• published on 4/17/2024
  • 4min

Living in Sweden as an Expat

Sweden has a population of over 10 million residents and saw nearly 100,000 foreign nationals move to the country according to Statista.[1] Known for its stunning views, multitude of islands and its abundance of coniferous forests, there’s lots to love about Sweden.

Living in Sweden as an Expat

Table of contents

1. Finding a place to live in Sweden

2. Climate in Sweden

3. Transport in Sweden

4. Sweden's healthcare system

5.Residency and visas for Sweden

In this blog, we delve into different aspects of life in Sweden, including the climate, transport and healthcare to provide an overall picture of what it is like for expats to live here.

Finding a place to live in Sweden

For your housing needs, searching online for a property is a good place to start, especially if you haven’t yet moved to Sweden. Alternatively, get in touch with an estate agent to help guide you through this process, or look at advertisements in local newspapers for available properties in the local area.

For those looking to rent, it is good to know that generally rental contracts in Sweden do not have a fixed term. However, they could have a notice period, which you will agree on before moving in, which is normally three months. Check the terms of the tenancy carefully before you sign anything to ensure you know what is included in the agreement, such as whether the flat comes furnished, how much your rent is, as well as other fees you may have to pay.

If you want to buy a property in Sweden, there are no limitations on this for people of different nationalities. Though it's important to remember that this is a big commitment and needs to be approached cautiously so you find a home that suits your individual needs.

For some inspiration on locations to consider living in Sweden, check out our blog here.

Climate in Sweden

The type of climate you experience in Sweden will depend on you where you choose to live. It is typically warmer in the southern part of the country in regions like Gðtaland and Halland, which have shorter winters and mild summers.

Meanwhile, you will find the coldest temperatures in the northern regions, where there is a subarctic climate. Summers are generally quite light and mild here, while in the winter there is a lot of snow, freezing temperatures and short days due to the lack of daylight.

Transport in Sweden

The transport system in Sweden is extensive, offering a variety of options to suit different travel preferences.

Sweden’s modern train system provides international travel as well as domestic, with Copenhagen only 40 mins away from Malmð by train. For cheaper but longer travel, long-distance coaches offer an alternative form of travel, and are particularly useful for those going to remote parts of the country.
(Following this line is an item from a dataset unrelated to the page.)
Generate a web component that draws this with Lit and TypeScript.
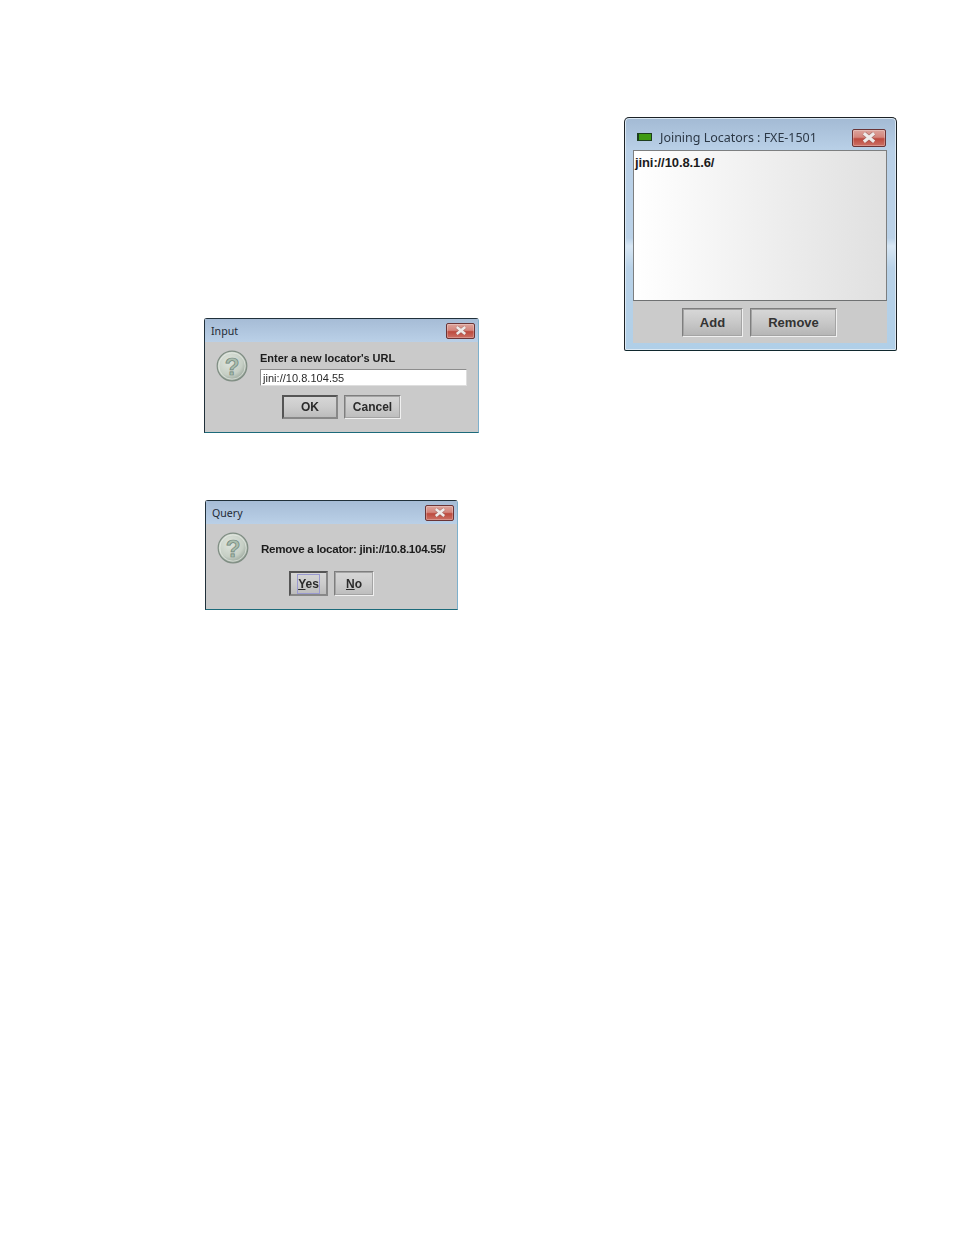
import { LitElement, html, css } from "lit";
import { customElement } from "lit/decorators.js";

let gid = 0;
const helpIcon = () => {
  const id = "q" + gid++;
  return html`<svg class="help" viewBox="0 0 32 32" aria-hidden="true">
    <defs>
      <radialGradient id=${id} cx="0.4" cy="0.35" r="0.75">
        <stop offset="0" stop-color="#dfe5dd" />
        <stop offset="0.6" stop-color="#c6cfc5" />
        <stop offset="1" stop-color="#87968a" />
      </radialGradient>
    </defs>
    <circle cx="16" cy="16" r="14.8" fill=${`url(#${id})`} stroke="#7f8d83" stroke-width="1.2" />
    <circle cx="16" cy="16" r="13.2" fill="none" stroke="#eef1ec" stroke-width="1" opacity="0.6" />
    <text x="16" y="24.5" text-anchor="middle" class="qmark">?</text>
  </svg>`;
};

const closeBtn = () => html`<div class="close">
  <svg viewBox="0 0 14 9" aria-hidden="true">
    <path d="M2.8 1 L11.2 8 M11.2 1 L2.8 8" stroke="#8d5a58" stroke-width="3.8" fill="none" opacity="0.55" />
    <path d="M2.8 1 L11.2 8 M11.2 1 L2.8 8" stroke="#eeeae9" stroke-width="2.6" fill="none" />
  </svg>
</div>`;

@customElement("app-root")
export class AppRoot extends LitElement {
  static styles = css`
    :host {
      display: block;
      position: relative;
      width: 954px;
      height: 1235px;
      background: #fff;
      font-family: "Liberation Sans", Arial, sans-serif;
      overflow: hidden;
    }
    .win {
      position: absolute;
      box-sizing: border-box;
      display: flex;
      flex-direction: column;
      filter: blur(0.3px);
    }

    /* Joining Locators window */
    .joining {
      left: 624px;
      top: 117px;
      width: 273px;
      height: 234px;
      border: 1px solid #1c2226;
      border-bottom-color: #10282e;
      border-radius: 5px 5px 2px 2px;
      padding: 0 9px 7px 8px;
      background: linear-gradient(
        180deg,
        #a3bad4 0,
        #b9d0e7 32px,
        #bbd2e8 120px,
        #d8e7f4 128px,
        #b9d2e8 150px,
        #b0cfe8 100%
      );
      box-shadow: inset 0 0 0 1px #dbe8f3;
    }
    .joining .bar {
      height: 32px;
      box-sizing: border-box;
      padding: 8px 1px 0 4px;
      display: flex;
      align-items: center;
      gap: 8px;
    }
    .led {
      width: 15px;
      height: 8px;
      box-sizing: border-box;
      background: #3f9a12;
      border: 1px solid #1c3d1c;
      border-left-width: 2px;
      margin-top: -3px;
    }
    .joining .title {
      font: 12.5px/16px "Noto Sans", sans-serif;
      color: #2c3846;
      flex: 1;
      letter-spacing: -0.02px;
    }
    .joining .close {
      width: 34px;
      height: 18px;
      margin-top: -1px;
    }
    .joining .close svg {
      width: 18px;
      height: 11px;
    }
    .list {
      height: 151px;
      box-sizing: border-box;
      border: 1px solid #7d7f80;
      border-bottom-color: #6f7172;
      background: linear-gradient(90deg, #fff 0, #f1f1f1 45%, #e0e0e0 100%);
      font: bold 13px/24px "Liberation Sans", sans-serif;
      color: #1c1c1c;
      padding-left: 1px;
      letter-spacing: -0.1px;
    }
    .actions {
      flex: 1;
      background: #cbcbcb;
      display: flex;
      justify-content: center;
      gap: 7px;
      padding-top: 7px;
      padding-right: 1px;
      box-sizing: border-box;
    }
    .joining .btn {
      height: 29px;
      font-size: 13px;
      color: #333;
      background: linear-gradient(180deg, #d8d8d8 0, #c8c8c8 50%, #b4b4b4 100%);
    }
    .add {
      width: 61px;
    }
    .remove {
      width: 87px;
    }

    /* Shared dialog chrome */
    .dialog {
      border: 1px solid #20303a;
      border-bottom-color: #1c6a7a;
      border-right-color: #7eb0cc;
      border-radius: 3px 3px 0 0;
      background: #cacaca;
    }
    .dialog .bar {
      height: 23px;
      flex: none;
      display: flex;
      align-items: center;
      justify-content: space-between;
      padding: 0 3px 0 6px;
      background: linear-gradient(180deg, #a6bcd6 0, #bad0e7 100%);
    }
    .dialog .title {
      font: 10.6px/14px "Noto Sans", sans-serif;
      color: #1f2a36;
    }
    .close {
      box-sizing: border-box;
      display: flex;
      align-items: center;
      justify-content: center;
      border: 1px solid #6a3436;
      border-radius: 2px;
      background: linear-gradient(180deg, #dca49c 0, #d4857c 45%, #bd4a3e 55%, #cc7166 100%);
      box-shadow: inset 0 0 0 1px rgba(255, 255, 255, 0.25);
    }
    .dialog .close {
      width: 29px;
      height: 16px;
    }
    .dialog .close svg {
      width: 14px;
      height: 9px;
    }
    .help {
      width: 32px;
      height: 32px;
      flex: none;
    }
    .qmark {
      font: bold 24px "Liberation Sans", sans-serif;
      fill: #a9bdae;
      stroke: #6f8479;
      stroke-width: 0.7px;
    }
    .btn {
      box-sizing: border-box;
      display: flex;
      align-items: center;
      justify-content: center;
      font: bold 12px/14px "Liberation Sans", sans-serif;
      color: #2b2b2b;
      border: 1px solid #7e7e7e;
      border-right-color: #f0f0f0;
      border-bottom-color: #f0f0f0;
      outline: 1px solid #a4a4a4;
      outline-offset: -2px;
      background: linear-gradient(180deg, #d6d6d6 0, #cccccc 50%, #bcbcbc 100%);
    }
    .btn.default {
      border: 2px solid #555;
      border-right-color: #888;
      border-bottom-color: #888;
      outline: none;
    }
    u {
      text-decoration-thickness: 1px;
      text-underline-offset: 1px;
    }

    /* Input dialog */
    .input {
      left: 204px;
      top: 318px;
      width: 275px;
      height: 115px;
    }
    .input .content {
      display: grid;
      grid-template-columns: 32px 207px;
      column-gap: 12px;
      padding: 8px 0 0 11px;
    }
    .input .fields {
      display: flex;
      flex-direction: column;
    }
    .label {
      font: bold 11px/14px "Liberation Sans", sans-serif;
      color: #1c1c1c;
    }
    .input .label {
      padding-top: 1px;
      height: 19px;
      box-sizing: border-box;
      letter-spacing: -0.03px;
    }
    .field {
      box-sizing: border-box;
      height: 17px;
      border: 1px solid #8d8d8d;
      border-right-color: #dedede;
      border-bottom-color: #dedede;
      background: #fff;
      font: 11px/17px "Liberation Sans", sans-serif;
      letter-spacing: 0.03px;
      color: #2a2a2a;
      padding-left: 2px;
    }
    .input .row {
      display: flex;
      gap: 6px;
      margin-top: 9px;
      margin-left: 77px;
    }
    .ok {
      width: 56px;
      height: 24px;
    }
    .cancel {
      width: 57px;
      height: 24px;
    }

    /* Query dialog */
    .query {
      left: 205px;
      top: 500px;
      width: 253px;
      height: 110px;
    }
    .query .content {
      display: flex;
      align-items: center;
      gap: 12px;
      padding: 8px 0 0 11px;
    }
    .query .label {
      font-size: 11.6px;
      letter-spacing: -0.29px;
      white-space: nowrap;
      padding-top: 2px;
    }
    .query .row {
      display: flex;
      gap: 6px;
      margin-top: 7px;
      margin-left: 83px;
    }
    .yes {
      width: 39px;
      height: 25px;
    }
    .yes span {
      outline: 1px solid #9a9ad0;
      padding: 2px 0;
    }
    .no {
      width: 40px;
      height: 25px;
    }
  `;

  render() {
    return html`
      <section class="win joining">
        <div class="bar">
          <div class="led"></div>
          <div class="title">Joining Locators : FXE-1501</div>
          ${closeBtn()}
        </div>
        <div class="list">jini://10.8.1.6/</div>
        <div class="actions">
          <div class="btn add">Add</div>
          <div class="btn remove">Remove</div>
        </div>
      </section>

      <section class="win dialog input">
        <div class="bar">
          <div class="title">Input</div>
          ${closeBtn()}
        </div>
        <div class="content">
          ${helpIcon()}
          <div class="fields">
            <div class="label">Enter a new locator's URL</div>
            <div class="field">jini://10.8.104.55</div>
          </div>
        </div>
        <div class="row">
          <div class="btn default ok">OK</div>
          <div class="btn cancel">Cancel</div>
        </div>
      </section>

      <section class="win dialog query">
        <div class="bar">
          <div class="title">Query</div>
          ${closeBtn()}
        </div>
        <div class="content">
          ${helpIcon()}
          <div class="label">Remove a locator: jini://10.8.104.55/</div>
        </div>
        <div class="row">
          <div class="btn default yes"><span><u>Y</u>es</span></div>
          <div class="btn no"><span><u>N</u>o</span></div>
        </div>
      </section>
    `;
  }
}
The capital, Stockholm, also has a metro system, though this is the only one in Sweden, making travel convenient for its nearly 1 million population. Other travel available in towns and cities across Sweden include trams and buses, allowing for regular travel for people to complete their journeys.

Ferry is another mode of travel available to expats, with central ports incorporating Malmð, Karlskrona and Stockholm. These can be great for both international and domestic travel, especially with there being over 250,000 islands that make up Sweden!

Sweden's healthcare system

Sweden has a universal healthcare system that is managed at local level by its different municipalities. Though funded mainly through taxes and government contributions, its healthcare services are not completely free for patients.

In order to gain access to this system, expats must first acquire a residence permit. Following this, you will receive a personal identification number (personnummer), which enables you to receive medical treatment under this system.

Your GP will normally be the first point of access when you need medical treatment, and can refer you for specialist care if necessary. Other medical treatment included as part of the state system includes emergency care, disability support and outpatient treatment.

Similar to other countries in Europe, it is a pre-requisite when applying for a visa in Sweden that you have a health insurance plan, which must have a minimum coverage of €30,000 and last for the duration of your stay here.

Residency and visas for Sweden

Having a visa is something you might need to consider if you're looking to relocate to Sweden.

EU/EEA nationals have a right to residence in Sweden, which means they do not need to apply for a permit. However, you do need to let the Swedish Migration Authority know this and should you remain in the country for longer than a year, it will be necessary to list yourself on the Swedish Population Register.

Those who are not EU/EEA citizens must have a residency permit to stay in Sweden to live or work for a period of more than three months and obtain prior to arriving in the country.

There is also certain criteria that must be met first if you want to submit a visa application. For example, your job offer/contract has to be in place first with a salary of at least SEK 27,360 per year before you can apply for this.